Fall for Dance: The Long-Term Impact

Leslie Kraus from Kate Weare Company

Let me preface this post by saying that a full review of Friday evening’s performance is coming soon. But first, here are some thoughts and questions (and no real answers) about marketing dance at the Fall for Dance festival.

Since 2004, audiences have packed New York City Center for its Fall for Dance festival, which offers $10 tickets and an array of different companies sharing the stage each night. The festival is an ambitious undertaking, and of course, would not be possible without some serious financial support, much of which comes from Time Warner. As encouraging as it was to see a full house on Friday evening, I continue to wonder what long-term impact Fall for Dance has on dance performance attendance in and around Manhattan. Just because the festival is an annual success – cheap tickets and an incredible variety of talented companies over a ten-day period is pretty extraordinary – doesn’t necessarily mean that FFD attendees are going to attend performances for the other eleven months of the year, especially when tickets for most performances are more expensive.

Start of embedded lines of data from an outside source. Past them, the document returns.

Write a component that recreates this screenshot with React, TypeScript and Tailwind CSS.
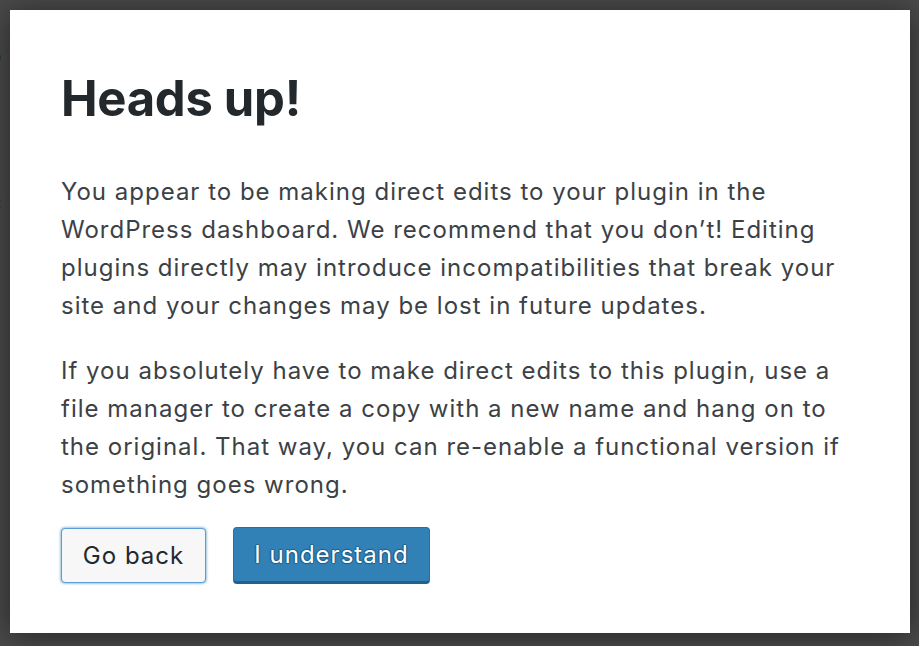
export default function App() {
  return (
    <div className="relative h-[646px] w-[919px] overflow-hidden bg-[#4a4a4a] pb-[13px] pl-[10px] pr-[9px] pt-[10px] font-['Inter','Liberation_Sans',sans-serif]">
      {/* page content peeking behind the overlay */}
      <span className="absolute left-[-14px] top-[36px] text-[26px] text-[#111]">o</span>
      <span className="absolute left-[-12px] top-[184px] text-[24px] text-[#2a0f3a]">c</span>
      <div className="relative h-full w-full bg-white px-[51px] pt-[54px] shadow-[0_3px_30px_rgba(0,0,0,0.5)]">
        <h1 className="text-[49px] font-bold leading-[70px] tracking-[-0.3px] text-[#23282d]">Heads up!</h1>
        <div className="mt-[39px] space-y-[27px] text-[24px] leading-[38px] tracking-[1px] text-[#3c4146]">
          <p>
            You appear to be making direct edits to your plugin in the WordPress dashboard. We recommend that you
            don’t! Editing plugins directly may introduce incompatibilities that break your site and your changes may be
            lost in future updates.
          </p>
          <p>
            If you absolutely have to make direct edits to this plugin, use a file manager to create a copy with a new
            name and hang on to the original. That way, you can re-enable a functional version if something goes wrong.
          </p>
        </div>
        <div className="mt-[23px] flex items-center gap-[27px]">
          <button
            type="button"
            className="h-[55px] w-[145px] rounded-[4px] border border-[#5b9dd9] bg-[#f7f7f7] text-[24px] tracking-[1px] text-[#23282d] shadow-[0_0_3px_rgba(0,115,170,0.8)]"
          >
            Go back
          </button>
          <button
            type="button"
            className="h-[57px] w-[197px] rounded-[4px] border border-[#2a6f9e] border-b-[3px] border-b-[#24608a] bg-[#3281b6] text-[24px] tracking-[1px] text-white [text-shadow:0_-1px_1px_#1f5c85,1px_0_1px_#1f5c85,0_1px_1px_#1f5c85,-1px_0_1px_#1f5c85]"
          >
            I understand
          </button>
        </div>
      </div>
    </div>
  );
}
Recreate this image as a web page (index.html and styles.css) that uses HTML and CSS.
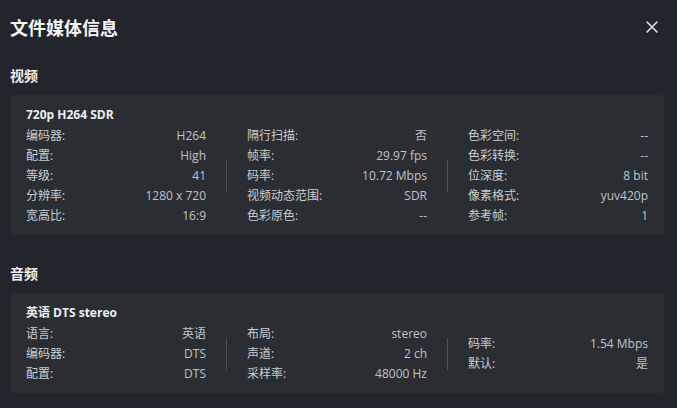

I think FFD has two goals: to raise the public’s awareness about the variety of dance by presenting numerous companies from all over the globe, and to cultivate an enduring audience for dance – one that is interested in attending more performances after being wowed (hopefully) by the festival. Since audiences are treated to a diverse program no matter which night they attend, the former goal seems to have been accomplished. But it would be interesting to know how FFD has influenced annual dance attendance throughout NYC. City Center is smart to include audience surveys (and discount coupons for upcoming performances) in its programs, asking mainly about previous attendance at City Center and the types of performances that are most appealing to an individual (movies, dance, theater, etc). However, this survey is more focused on providing information to City Center so that it can increase its membership, which is certainly a reasonable and much-desired outcome of FFD. It would be interesting and incredibly useful to determine what percentage of FFD audience members – as a result of their experience at FFD – are attending performances at other venues in Manhattan, and how often they’re going.

It’s important to note that Fall for Dance isn’t solely marketing its own performances, nor is the festival only about the dancing on stage. The FFD lounge is open before, during, and after each performance, and offers pre- and post-performance cocktails, food, music, and dance lessons for the general public. A large table displayed brochures for a variety of companies and venues throughout Manhattan, and I was pleased to see so many people huddled around and perusing the offerings. Hopefully this information encourages audience members to attend more performances while increasing their awareness of the numerous dance offerings that exist in NYC, but choosing what to see can be tricky, especially for dance newcomers.

The wonderful thing about FFD is that no matter which night an individual attends, he or she will probably see at least one piece that they enjoy and appreciate, and at least one that just doesn’t speak to them. For $10, it’s worth it. But when someone’s paying $30 or more to see about two hours of one company on stage, he/she wants to make sure it’s their cup of tea since they’re taking a bigger risk. So, how do dance companies and venues address this issue? And what else can dance samplers like Fall for Dance do to encourage audiences to see more performances, and more frequently? Box office success and general buzz throughout the ten-day festival is one thing, but transferring that success and increasing overall long-term arts attendance is an entirely other challenge, and one that requires ongoing discussion and consideration.